This Is How Drug Lord Griselda Blanco Was Killed

Notorious Medellín Cartel drug lord Griselda Blanco shaped her legacy with the vicious approach she exerted over the cocaine trade in the 1970s and 1980s. Although she was too cunning to pull the trigger on enemies herself, Blanco had no qualms about ordering the bloody murder of anyone who stood in the way of her wealth and power. In the end, the Miami Herald noted that she met the same fate as many she had called for herself — gunned down by a hired assassin at the behest of a rival.

Colombian media claimed that two motorcycle-riding hitmen located Blanco while she was leaving a butcher shop in the Medellín neighborhood of Belen with her pregnant daughter-in-law. Although her relative was unharmed, CNN reported that one of the hitmen shot Blanco twice in the head at close range. The infamous "Black Widow" was allegedly dead by the time law enforcement arrived at the scene. The assassination utilized a technique — the motorcycle drive-by hit — that Blanco is said to have invented, wrote The Guardian.

Blanco got a rough start in life

Throughout her life, the 5-foot-tall, Cartagena-born mother of four enjoyed a brutal reputation that belied her seeming frailty. While it can be difficult to muster much sympathy for a figure as callous as Blanco, it's depressingly easy to see that she was very much a product of the culture that shaped her and a childhood that might be described as Dickensian — if the world Dickens created had somehow been much worse.

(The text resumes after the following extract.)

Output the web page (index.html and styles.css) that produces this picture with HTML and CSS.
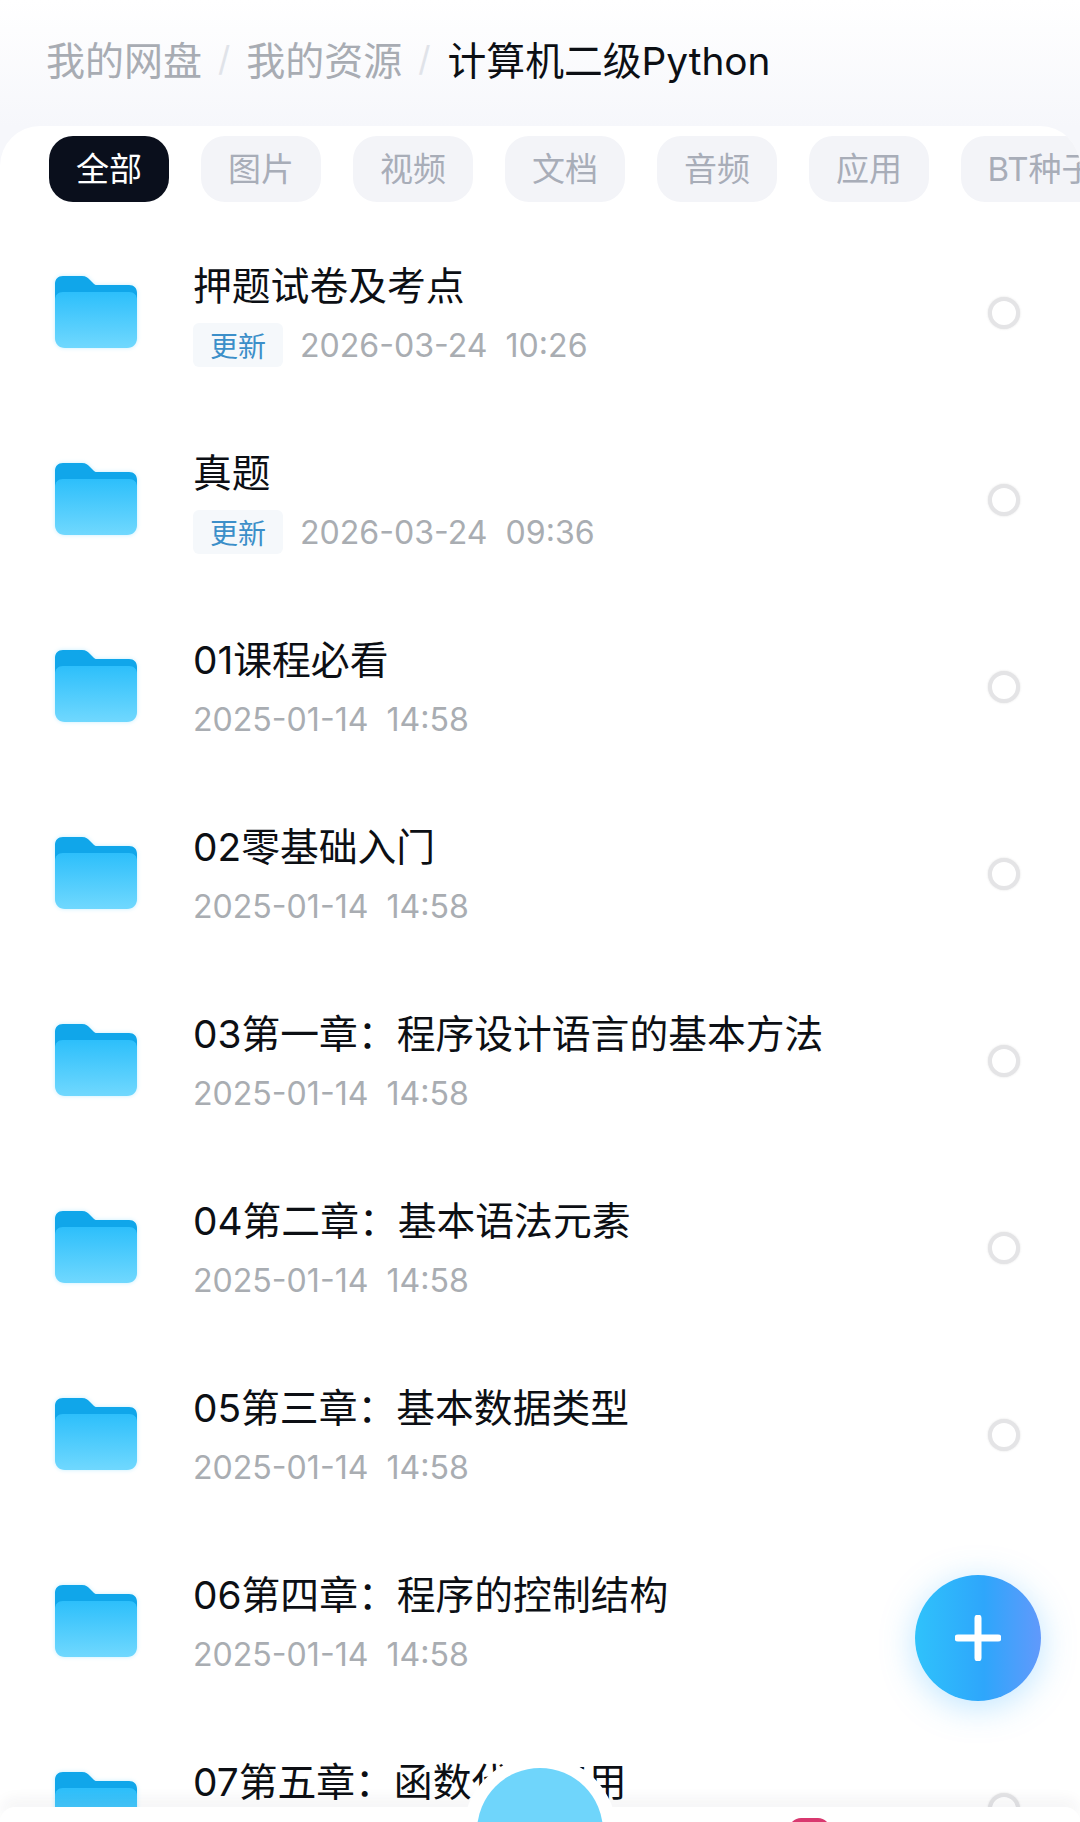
FILE: index.html
```html
<!DOCTYPE html>
<html lang="zh-CN">
<head>
<meta charset="utf-8">
<title>计算机二级Python</title>
<link rel="stylesheet" href="styles.css">
</head>
<body>
<svg class="defs" width="0" height="0" aria-hidden="true">
  <defs>
    <linearGradient id="front" x1="0" y1="0" x2="0" y2="1">
      <stop offset="0" stop-color="#2dbffb"/>
      <stop offset="1" stop-color="#70d8fe"/>
    </linearGradient>
    <symbol id="folder" viewBox="0 0 82 72">
      <path d="M8 0H27C31 0 33 2 35 4L39 8C40 9 41 9 43 9H74C79 9 82 12 82 17V30H0V8C0 3 3 0 8 0Z" fill="#10a6ea"/>
      <path d="M8 16H74C79 16 82 19 82 24V62C82 68 78 72 72 72H10C4 72 0 68 0 62V24C0 19 3 16 8 16Z" fill="url(#front)"/>
    </symbol>
  </defs>
</svg>
<div class="page">
  <header class="crumbs">
    <span class="crumb">我的网盘</span><span class="sep">/</span>
    <span class="crumb">我的资源</span><span class="sep">/</span>
    <span class="crumb current">计算机二级Python</span>
  </header>
  <main class="card">
    <nav class="tabs">
      <span class="tab active">全部</span>
      <span class="tab">图片</span>
      <span class="tab">视频</span>
      <span class="tab">文档</span>
      <span class="tab">音频</span>
      <span class="tab">应用</span>
      <span class="tab">BT种子</span>
    </nav>
    <ul class="list">
      <li class="row">
        <svg class="folder"><use href="#folder"/></svg>
        <div class="info"><div class="name">押题试卷及考点</div><div class="meta"><span class="tag">更新</span><span class="time">2026-03-24&nbsp;&nbsp;10:26</span></div></div>
        <span class="radio"></span>
      </li>
      <li class="row">
        <svg class="folder"><use href="#folder"/></svg>
        <div class="info"><div class="name">真题</div><div class="meta"><span class="tag">更新</span><span class="time">2026-03-24&nbsp;&nbsp;09:36</span></div></div>
        <span class="radio"></span>
      </li>
      <li class="row">
        <svg class="folder"><use href="#folder"/></svg>
        <div class="info"><div class="name">01课程必看</div><div class="meta"><span class="time">2025-01-14&nbsp;&nbsp;14:58</span></div></div>
        <span class="radio"></span>
      </li>
      <li class="row">
        <svg class="folder"><use href="#folder"/></svg>
        <div class="info"><div class="name">02零基础入门</div><div class="meta"><span class="time">2025-01-14&nbsp;&nbsp;14:58</span></div></div>
        <span class="radio"></span>
      </li>
      <li class="row">
        <svg class="folder"><use href="#folder"/></svg>
        <div class="info"><div class="name">03第一章：程序设计语言的基本方法</div><div class="meta"><span class="time">2025-01-14&nbsp;&nbsp;14:58</span></div></div>
        <span class="radio"></span>
      </li>
      <li class="row">
        <svg class="folder"><use href="#folder"/></svg>
        <div class="info"><div class="name">04第二章：基本语法元素</div><div class="meta"><span class="time">2025-01-14&nbsp;&nbsp;14:58</span></div></div>
        <span class="radio"></span>
      </li>
      <li class="row">
        <svg class="folder"><use href="#folder"/></svg>
        <div class="info"><div class="name">05第三章：基本数据类型</div><div class="meta"><span class="time">2025-01-14&nbsp;&nbsp;14:58</span></div></div>
        <span class="radio"></span>
      </li>
      <li class="row">
        <svg class="folder"><use href="#folder"/></svg>
        <div class="info"><div class="name">06第四章：程序的控制结构</div><div class="meta"><span class="time">2025-01-14&nbsp;&nbsp;14:58</span></div></div>
        <span class="radio"></span>
      </li>
      <li class="row">
        <svg class="folder"><use href="#folder"/></svg>
        <div class="info"><div class="name">07第五章：函数代码复用</div><div class="meta"><span class="time">2025-01-14&nbsp;&nbsp;14:58</span></div></div>
        <span class="radio"></span>
      </li>
    </ul>
  </main>
  <button class="fab" type="button" aria-label="新建">
    <svg width="46" height="46" viewBox="0 0 46 46"><path d="M3 23H43M23 3V43" stroke="#fff" stroke-width="7" stroke-linecap="round" fill="none"/></svg>
  </button>
  <footer class="bottom">
    <span class="center-halo"></span>
    <span class="center-btn"></span>
    <span class="badge"></span>
  </footer>
</div>
</body>
</html>
```
FILE: styles.css
```css
* { box-sizing: border-box; }
html, body { margin: 0; padding: 0; }
body {
  width: 1080px;
  height: 1822px;
  overflow: hidden;
  background: #fff;
  font-family: "Inter", "Noto Sans CJK SC", sans-serif;
}
.defs { position: absolute; }
.page {
  position: relative;
  width: 1080px;
  height: 1822px;
  overflow: hidden;
  background: linear-gradient(#ffffff 0, #f6f7fb 126px);
}
.crumbs {
  height: 126px;
  padding: 0 0 10px 46px;
  display: flex;
  align-items: center;
  font-size: 39px;
  color: #a8acb3;
  white-space: nowrap;
}
.sep { margin: 0 16px; color: #e0e3e9; font-size: 34px; }
.current { margin-left: 1px; font-size: 38.8px; color: #0c0f14; }
.card {
  background: #fff;
  border-radius: 40px 40px 0 0;
  height: 1696px;
  overflow: hidden;
}
.tabs {
  display: flex;
  gap: 32px;
  padding: 10px 0 0 49px;
  height: 93px;
}
.tab {
  flex: none;
  width: 120px;
  height: 66px;
  padding-bottom: 4px;
  border-radius: 24px;
  background: #f3f4f8;
  color: #a8adb8;
  font-size: 33px;
  display: flex;
  align-items: center;
  justify-content: center;
  white-space: nowrap;
}
.tab:last-child { width: 160px; }
.tab.active { background: #0a0f1c; color: #fff; }
.list { list-style: none; margin: 0; padding: 0; }
.row {
  height: 187px;
  display: flex;
  align-items: center;
  padding-left: 55px;
}
.folder {
  flex: none;
  width: 82px;
  height: 72px;
  margin-bottom: 2px;
  filter: drop-shadow(0 0 2px rgba(90, 205, 255, .35));
}
.info {
  flex: 1;
  min-width: 0;
  margin: 5px 0 0 56px;
  display: flex;
  flex-direction: column;
  gap: 15px;
}
.name {
  font-size: 38.8px;
  line-height: 46px;
  color: #0c0f14;
  white-space: nowrap;
}
.meta {
  display: flex;
  align-items: center;
  height: 44px;
}
.tag {
  width: 90px;
  height: 44px;
  margin: -2px 17px 0 0;
  border-radius: 6px;
  background: #f5f8fb;
  color: #3c8fc9;
  font-size: 28px;
  display: flex;
  align-items: center;
  justify-content: center;
}
.time { font-size: 32.1px; color: #a9adb2; white-space: nowrap; }
.radio {
  flex: none;
  width: 32px;
  height: 32px;
  margin-right: 60px;
  border-radius: 50%;
  border: 4px solid #e4e4e6;
  background: #fff;
  box-shadow: 0 0 2px rgba(120, 120, 125, .25);
}
.fab {
  position: absolute;
  left: 915px;
  top: 1575px;
  width: 126px;
  height: 126px;
  padding: 0;
  border: 0;
  border-radius: 50%;
  background: linear-gradient(90deg, #2fc2fb, #2ea6fb 55%, #6199fb);
  box-shadow: 0 6px 34px rgba(70, 180, 255, .35);
  display: flex;
  align-items: center;
  justify-content: center;
}
.bottom {
  position: absolute;
  left: 0;
  right: 0;
  top: 1807px;
  height: 15px;
  background: #fff;
  border-radius: 22px 22px 0 0;
  box-shadow: 0 -8px 14px rgba(30, 40, 60, .05);
}
.center-halo {
  position: absolute;
  left: 463px;
  top: -51px;
  width: 154px;
  height: 154px;
  border-radius: 50%;
  background: #fff;
}
.center-btn {
  position: absolute;
  left: 477px;
  top: -39px;
  width: 126px;
  height: 126px;
  border-radius: 50%;
  background: #6fd5fb;
}
.badge {
  position: absolute;
  left: 789px;
  top: 11px;
  width: 41px;
  height: 30px;
  border-radius: 12px 12px 0 0;
  background: #d9386f;
}
```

According to The Sun, Blanco was born to an alcoholic, abusive mother. In Touch Weekly reports that she was also the victim of ongoing sexual abuse by her mother's boyfriend. Coming of age during the country's horrific civil war, Blanco also earned money by digging graves. She is believed to have engaged in sex work and been a pickpocket before her crimes really escalated at age 11, when she's believed to have participated in a kidnapping for ransom of a young boy. When the child's family couldn't pay the ransom, it was Blanco who pulled the trigger.

Before long, the streets of Cartagena could no longer contain Blanco, who left for Medellín as a teenager. The cunning and resourcefulness she developed during her early, desperate years probably played a large part in becoming one of the world's wealthiest women. As her son Michael Corleone Blanco (yes, really) told The Mirror, "My mother was no saint. She had to survive to do her thing."

The rise of Griselda Blanco

Blanco's ingenuity meant she was often an unlikely innovator in a field dominated by men. According to Don Diva Magazine, Blanco was raking in $8 million monthly at the height of her power, partially thanks to her inventiveness. Reportedly, she developed her own line of lingerie with hidden compartments that made it easier for women to transport drugs. La Madrina even owned her own lingerie shop!

With her second husband, Alberto Bravo, along for the ride, Blanco established her own network for dealing cocaine in the U.S., says Listverse. She sold to celebrities, famous athletes, and other people of prominence. She also had the good fortune (or maybe foresight) to be in Miami at the precise moment the city's cocaine boom was beginning.

While she's often given credit for mentoring her eventual successor, Pablo Escobar, the reality of their relationship is much more complex and the two were rivals much of the time Blanco was operating in Miami. In death, however, Blanco's genius still held sway as the cartels continued to use the distribution network Blanco had established.

Blanco left a trail of blood during her time in the cartel

Known as the "Godmother of Cocaine," Blanco was a fixture of the "cocaine cowboys" era that saw the drug proliferate in Miami, with its proceeds funding the city's real estate boom in the 1970s and '80s, per The Big Bubble Miami. According to The Guardian, she was widowed three times and believed to be responsible for anywhere from 40 to 200 murders.

Blanco's unwavering ruthlessness was well-known. She was suspected of being responsible for the murder of the 2-year-old son of one of her former associates. While his father was the target, Blanco was allegedly happy with the child's death.

For as much misery as Blanco heaped on other families, hers also suffered due to her prominence. According to The Mirror, three of her four sons were murdered. Her sole surviving son, Michael, survived seven assassination attempts.

Following a 20-year imprisonment in the states, Blanco was released and deported back to Colombia in 2004. According to Blanco's pregnant daughter-in-law, she was trying to leave her past life behind and succeed in the field of real estate at the time she was killed. But Bruce Bagley, author and head of the University of Miami's department of international studies, believes that this perception of the heartless killer is dangerous.

"The danger is she will be remembered not for her cold-heartedness and brutality but for being a woman entrepreneur in an emerging field dominated by men," he told The Guardian.